── Data for the task

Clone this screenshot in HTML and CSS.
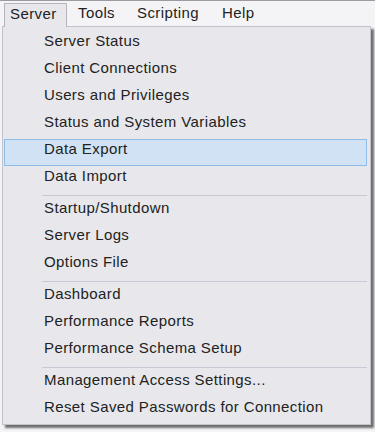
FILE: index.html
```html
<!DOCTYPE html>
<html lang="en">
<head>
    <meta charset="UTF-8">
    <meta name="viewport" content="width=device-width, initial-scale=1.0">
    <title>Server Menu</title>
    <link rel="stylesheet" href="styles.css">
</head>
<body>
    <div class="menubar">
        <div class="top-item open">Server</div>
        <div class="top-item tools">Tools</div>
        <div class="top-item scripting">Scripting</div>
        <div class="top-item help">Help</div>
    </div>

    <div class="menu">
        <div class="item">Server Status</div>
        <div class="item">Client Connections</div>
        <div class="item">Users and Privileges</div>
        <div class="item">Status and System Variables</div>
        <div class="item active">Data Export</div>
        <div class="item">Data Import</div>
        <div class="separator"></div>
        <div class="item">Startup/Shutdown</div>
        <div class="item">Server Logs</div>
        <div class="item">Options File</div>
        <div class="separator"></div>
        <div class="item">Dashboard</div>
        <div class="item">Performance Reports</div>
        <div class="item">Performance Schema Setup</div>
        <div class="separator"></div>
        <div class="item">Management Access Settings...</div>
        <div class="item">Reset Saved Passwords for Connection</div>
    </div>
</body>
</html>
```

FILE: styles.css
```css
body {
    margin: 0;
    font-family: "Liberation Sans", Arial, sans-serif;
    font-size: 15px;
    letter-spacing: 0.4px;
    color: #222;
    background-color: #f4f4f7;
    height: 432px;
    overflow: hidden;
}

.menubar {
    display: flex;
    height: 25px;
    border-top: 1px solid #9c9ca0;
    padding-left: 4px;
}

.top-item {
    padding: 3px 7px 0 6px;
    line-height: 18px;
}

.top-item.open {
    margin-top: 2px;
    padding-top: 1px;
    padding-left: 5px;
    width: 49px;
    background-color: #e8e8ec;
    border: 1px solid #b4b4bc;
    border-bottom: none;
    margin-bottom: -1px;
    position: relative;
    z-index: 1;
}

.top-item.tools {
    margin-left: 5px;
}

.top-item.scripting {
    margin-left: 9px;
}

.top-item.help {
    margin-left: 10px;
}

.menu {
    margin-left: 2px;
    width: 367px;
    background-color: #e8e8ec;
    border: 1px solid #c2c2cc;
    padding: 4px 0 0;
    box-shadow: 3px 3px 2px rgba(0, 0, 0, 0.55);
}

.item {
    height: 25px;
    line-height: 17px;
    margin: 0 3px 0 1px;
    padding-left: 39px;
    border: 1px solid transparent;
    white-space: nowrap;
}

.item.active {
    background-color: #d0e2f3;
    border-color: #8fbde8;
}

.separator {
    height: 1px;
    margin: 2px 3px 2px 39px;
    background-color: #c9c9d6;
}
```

────
── Data for the task

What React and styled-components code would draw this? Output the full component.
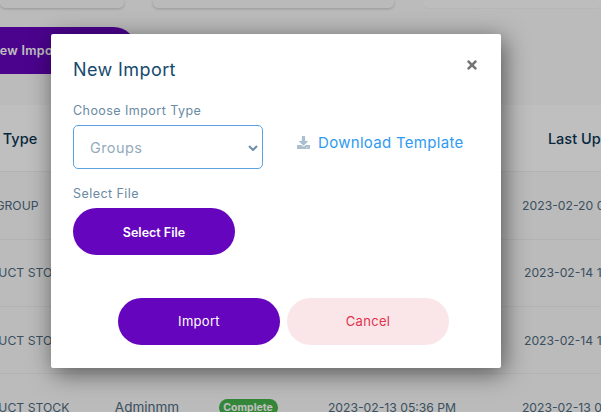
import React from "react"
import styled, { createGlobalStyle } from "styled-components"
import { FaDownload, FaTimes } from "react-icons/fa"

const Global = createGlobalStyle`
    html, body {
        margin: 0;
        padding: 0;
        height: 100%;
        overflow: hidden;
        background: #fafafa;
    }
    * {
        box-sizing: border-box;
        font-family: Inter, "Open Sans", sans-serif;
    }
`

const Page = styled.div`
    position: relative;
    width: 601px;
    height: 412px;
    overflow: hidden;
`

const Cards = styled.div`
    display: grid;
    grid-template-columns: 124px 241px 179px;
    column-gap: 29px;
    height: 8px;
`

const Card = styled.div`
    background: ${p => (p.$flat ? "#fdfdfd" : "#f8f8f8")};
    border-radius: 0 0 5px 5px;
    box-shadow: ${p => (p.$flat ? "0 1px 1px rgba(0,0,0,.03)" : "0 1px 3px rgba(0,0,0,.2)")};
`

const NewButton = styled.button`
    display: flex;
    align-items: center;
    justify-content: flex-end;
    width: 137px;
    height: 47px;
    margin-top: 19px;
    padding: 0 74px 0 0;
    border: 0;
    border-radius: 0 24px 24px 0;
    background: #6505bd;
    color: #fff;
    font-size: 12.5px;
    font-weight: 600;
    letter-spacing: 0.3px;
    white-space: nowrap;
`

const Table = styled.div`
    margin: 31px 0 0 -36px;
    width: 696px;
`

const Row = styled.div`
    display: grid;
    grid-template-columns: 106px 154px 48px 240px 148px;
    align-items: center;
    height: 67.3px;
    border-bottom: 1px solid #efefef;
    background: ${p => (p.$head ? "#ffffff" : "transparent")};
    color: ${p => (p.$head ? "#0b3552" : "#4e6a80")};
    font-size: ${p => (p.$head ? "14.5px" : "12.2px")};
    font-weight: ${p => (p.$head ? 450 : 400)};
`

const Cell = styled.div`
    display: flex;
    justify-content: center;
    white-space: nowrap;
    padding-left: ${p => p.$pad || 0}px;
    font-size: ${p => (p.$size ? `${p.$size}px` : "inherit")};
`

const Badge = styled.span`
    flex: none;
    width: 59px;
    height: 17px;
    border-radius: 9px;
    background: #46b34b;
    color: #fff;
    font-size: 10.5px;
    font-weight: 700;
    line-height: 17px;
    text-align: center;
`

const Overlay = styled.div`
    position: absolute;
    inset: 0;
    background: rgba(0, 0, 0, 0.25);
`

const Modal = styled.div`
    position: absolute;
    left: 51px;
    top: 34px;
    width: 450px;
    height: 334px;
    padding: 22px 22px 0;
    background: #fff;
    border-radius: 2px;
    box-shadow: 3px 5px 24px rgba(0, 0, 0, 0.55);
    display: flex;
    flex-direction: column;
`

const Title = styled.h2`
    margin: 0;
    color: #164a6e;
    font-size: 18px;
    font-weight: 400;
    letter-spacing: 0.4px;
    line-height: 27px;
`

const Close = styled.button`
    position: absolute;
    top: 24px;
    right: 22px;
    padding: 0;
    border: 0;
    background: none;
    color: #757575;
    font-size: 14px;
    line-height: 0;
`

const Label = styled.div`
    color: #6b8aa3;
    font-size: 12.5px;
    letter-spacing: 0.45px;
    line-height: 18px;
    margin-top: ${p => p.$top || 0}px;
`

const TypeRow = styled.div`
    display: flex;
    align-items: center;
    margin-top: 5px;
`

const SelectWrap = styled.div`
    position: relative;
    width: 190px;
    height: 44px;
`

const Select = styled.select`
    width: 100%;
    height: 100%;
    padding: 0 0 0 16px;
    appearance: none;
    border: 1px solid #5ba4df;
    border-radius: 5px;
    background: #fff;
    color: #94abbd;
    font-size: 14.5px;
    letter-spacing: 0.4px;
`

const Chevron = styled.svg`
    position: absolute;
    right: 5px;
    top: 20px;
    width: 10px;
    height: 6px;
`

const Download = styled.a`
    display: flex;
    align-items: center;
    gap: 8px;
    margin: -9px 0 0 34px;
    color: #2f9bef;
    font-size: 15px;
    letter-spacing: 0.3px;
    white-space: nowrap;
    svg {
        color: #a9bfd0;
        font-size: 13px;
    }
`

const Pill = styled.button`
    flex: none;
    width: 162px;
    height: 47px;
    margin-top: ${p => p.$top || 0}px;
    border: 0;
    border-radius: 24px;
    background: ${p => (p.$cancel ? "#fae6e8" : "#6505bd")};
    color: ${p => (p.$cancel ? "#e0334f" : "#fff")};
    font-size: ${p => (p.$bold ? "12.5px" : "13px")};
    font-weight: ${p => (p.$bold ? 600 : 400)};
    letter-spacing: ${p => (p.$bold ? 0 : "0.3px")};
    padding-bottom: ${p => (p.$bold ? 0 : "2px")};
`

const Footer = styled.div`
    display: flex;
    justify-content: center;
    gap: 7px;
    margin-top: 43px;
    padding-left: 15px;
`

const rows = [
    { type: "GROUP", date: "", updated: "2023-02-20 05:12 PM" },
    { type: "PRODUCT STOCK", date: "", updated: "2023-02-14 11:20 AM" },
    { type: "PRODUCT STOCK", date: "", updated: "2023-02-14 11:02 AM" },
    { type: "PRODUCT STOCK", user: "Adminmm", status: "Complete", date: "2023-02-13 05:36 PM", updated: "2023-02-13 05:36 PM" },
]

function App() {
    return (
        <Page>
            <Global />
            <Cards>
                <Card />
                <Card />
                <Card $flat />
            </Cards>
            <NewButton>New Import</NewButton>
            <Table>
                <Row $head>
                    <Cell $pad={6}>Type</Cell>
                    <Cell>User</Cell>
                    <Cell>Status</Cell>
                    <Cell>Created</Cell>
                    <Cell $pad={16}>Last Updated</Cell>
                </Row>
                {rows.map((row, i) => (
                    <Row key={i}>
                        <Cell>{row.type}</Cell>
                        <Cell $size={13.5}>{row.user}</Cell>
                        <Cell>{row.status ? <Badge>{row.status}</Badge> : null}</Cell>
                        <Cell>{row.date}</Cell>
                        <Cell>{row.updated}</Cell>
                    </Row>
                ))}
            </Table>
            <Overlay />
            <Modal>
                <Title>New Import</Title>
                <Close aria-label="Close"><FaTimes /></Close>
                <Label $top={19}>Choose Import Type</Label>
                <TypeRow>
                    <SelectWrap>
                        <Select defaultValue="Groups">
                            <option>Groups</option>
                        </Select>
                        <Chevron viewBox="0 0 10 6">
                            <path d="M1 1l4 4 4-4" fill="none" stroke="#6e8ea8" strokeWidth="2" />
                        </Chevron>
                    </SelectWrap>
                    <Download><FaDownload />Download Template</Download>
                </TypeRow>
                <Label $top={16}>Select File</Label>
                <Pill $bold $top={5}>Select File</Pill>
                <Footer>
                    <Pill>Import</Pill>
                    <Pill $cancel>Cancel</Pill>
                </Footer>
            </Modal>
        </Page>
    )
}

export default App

────

> Brief: Gather and copy every line of the data in which the string "components" is found.

> Reply:
What React and styled-components code would draw this? Output the full component.
import styled, { createGlobalStyle } from "styled-components"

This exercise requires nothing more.